The burden of communicating across lines often falls on the broker, which causes its own set of issues, said Danielle Roth, practice leader and head of cyber claims North America at Axa XL.
“This to me is the most important – everyone [should] have the same information at the same time,” she said. “And the broker does sit in the perfect place.”
In the absence of early conversations about the nature of the incident and the responsibility each layer is able to take on, things can go sideways quickly, Roth warned.
WHEN IN DOUBT, REPORT, REPORT, REPORT
The importance of communication doesn’t stop at the primary layer, said Pat Groshong, cyber claims director at Berkley Cyber Risk Solutions.
For the excess layer, which often has to make decisions on a more case-by-case basis, an important choice to make is whether they need to bring in their own forensic accountant.
“Timing of the retention of the forensic accountant by the primary layer would be important,” Groshong said. “If early on we were advised (of) that, we might join in, depending on the [forensic] accountant and the situation and the absence of factors.”
Groshong is aware that in a BI situation for the primary and first excess layers the instructions are often “just get us out of it”, but that strategy makes it harder for the higher layers.
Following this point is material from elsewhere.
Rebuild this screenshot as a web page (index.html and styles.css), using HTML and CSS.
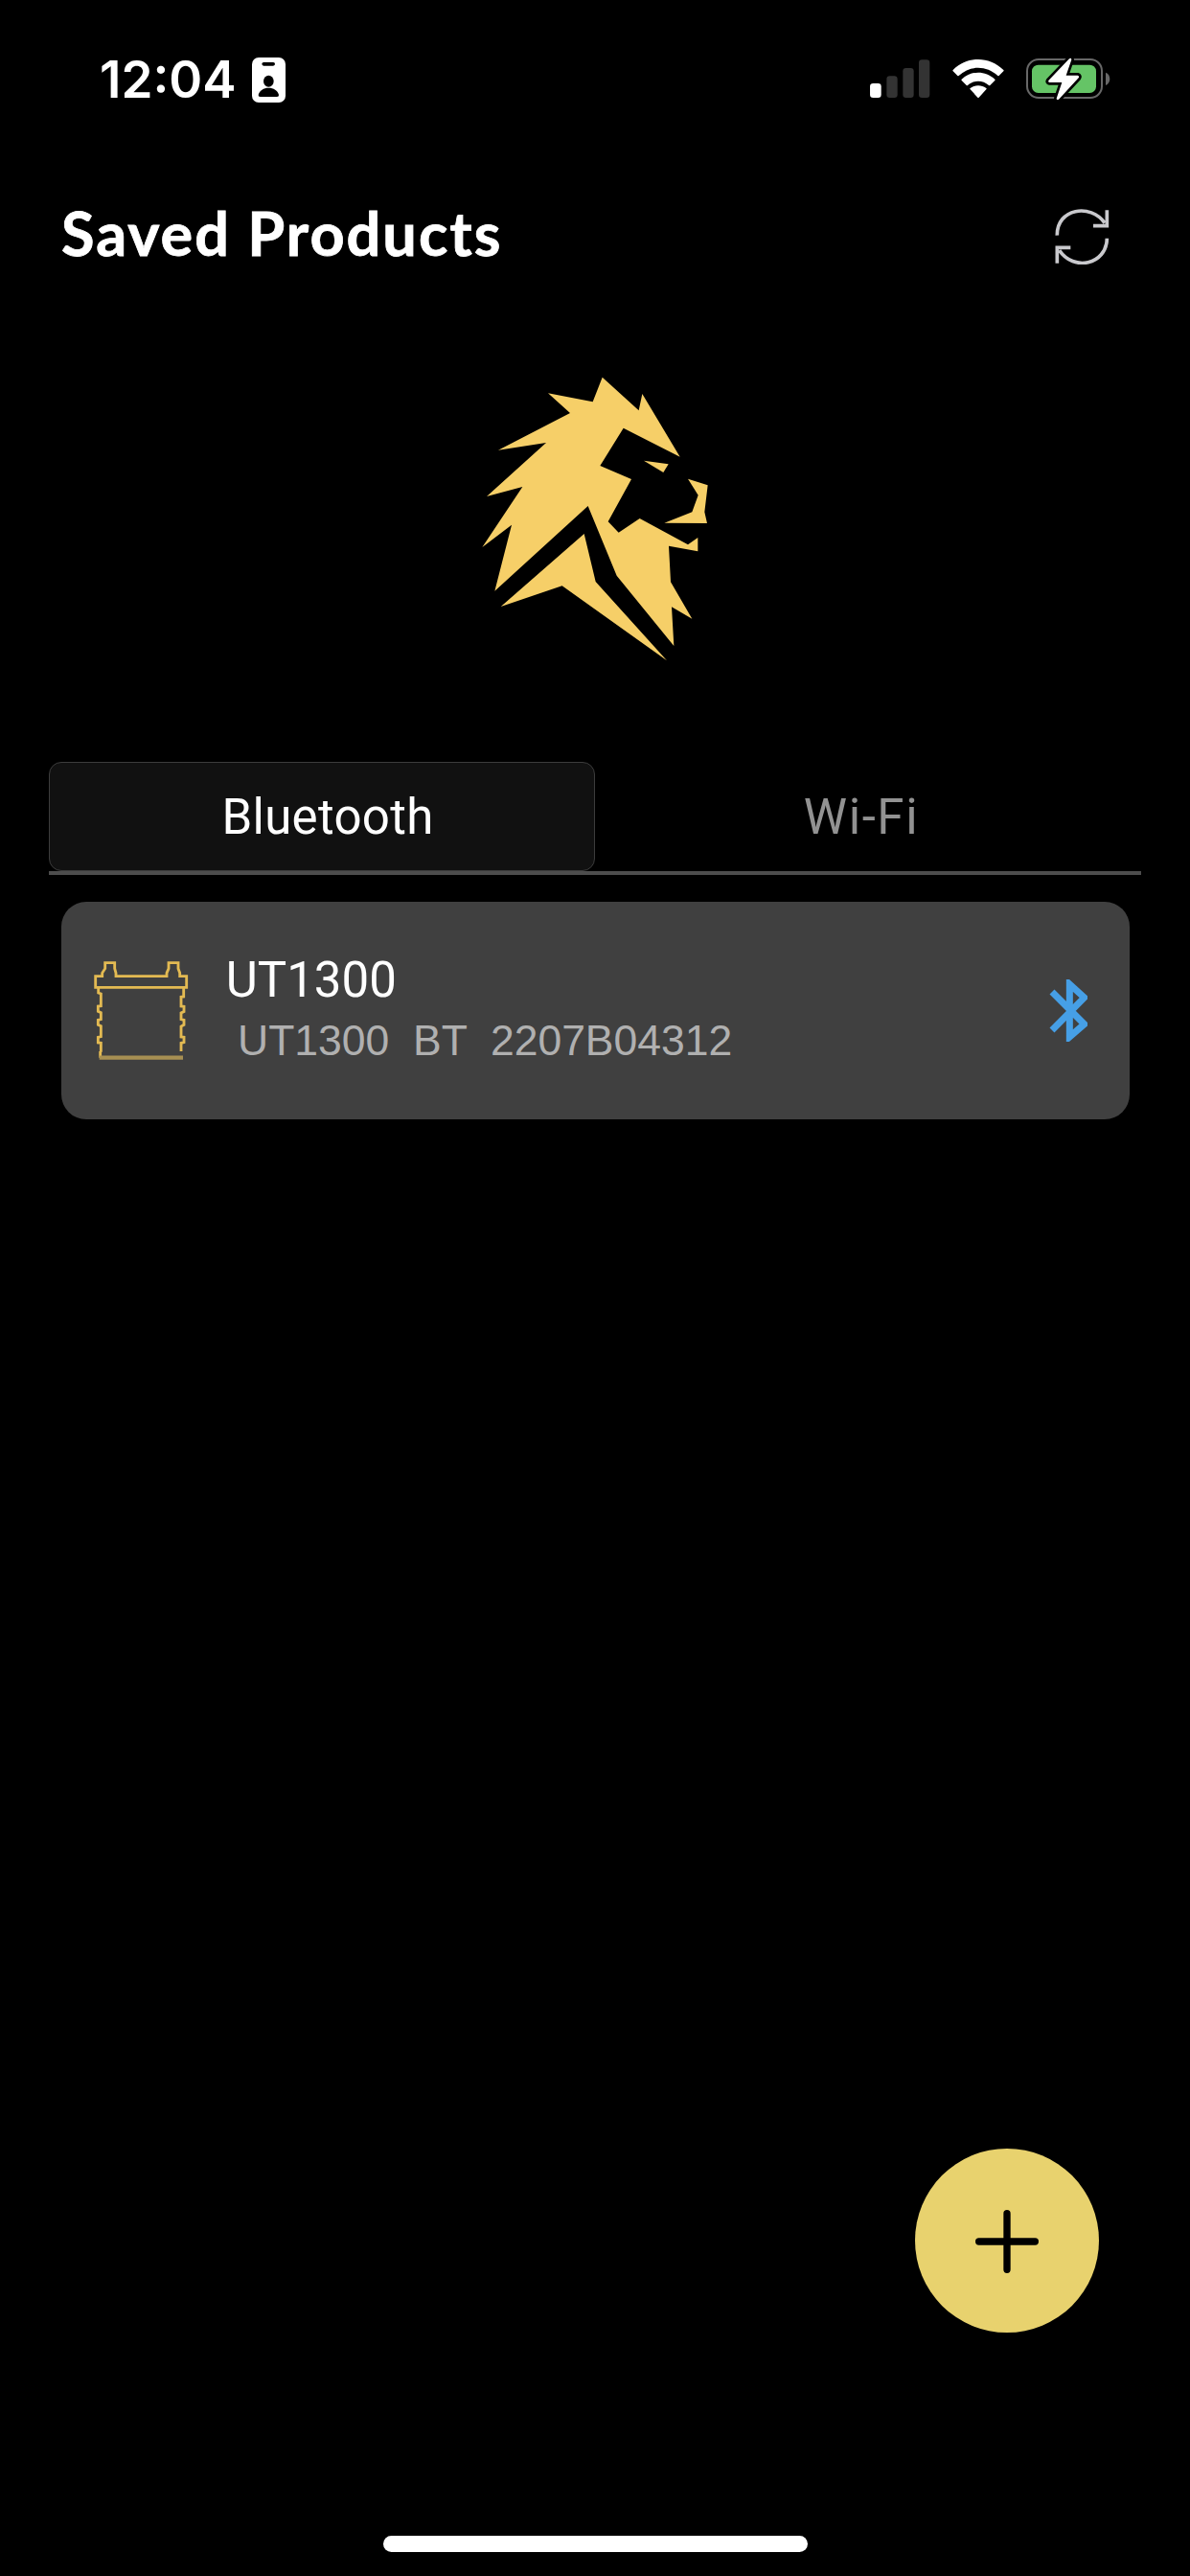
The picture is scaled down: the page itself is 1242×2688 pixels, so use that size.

“It’s understandable from a financial standpoint that you don’t want to spend a lot of money drilling down if you’re going to be paying your limits anyway, whereas, in a higher layer, you really need a little bit more detailed analysis from the forensic accountant.”
Unlike in other lines like auto, where one might worry about reporting in advance for fear of a premium spike, for BI it is mostly harmless to report early, said Meredith Ponce, senior vice president and insurance and claims counsel at Lockton.
“You never know where it is going to end up in the tower. When in doubt, report, report, report,” she said.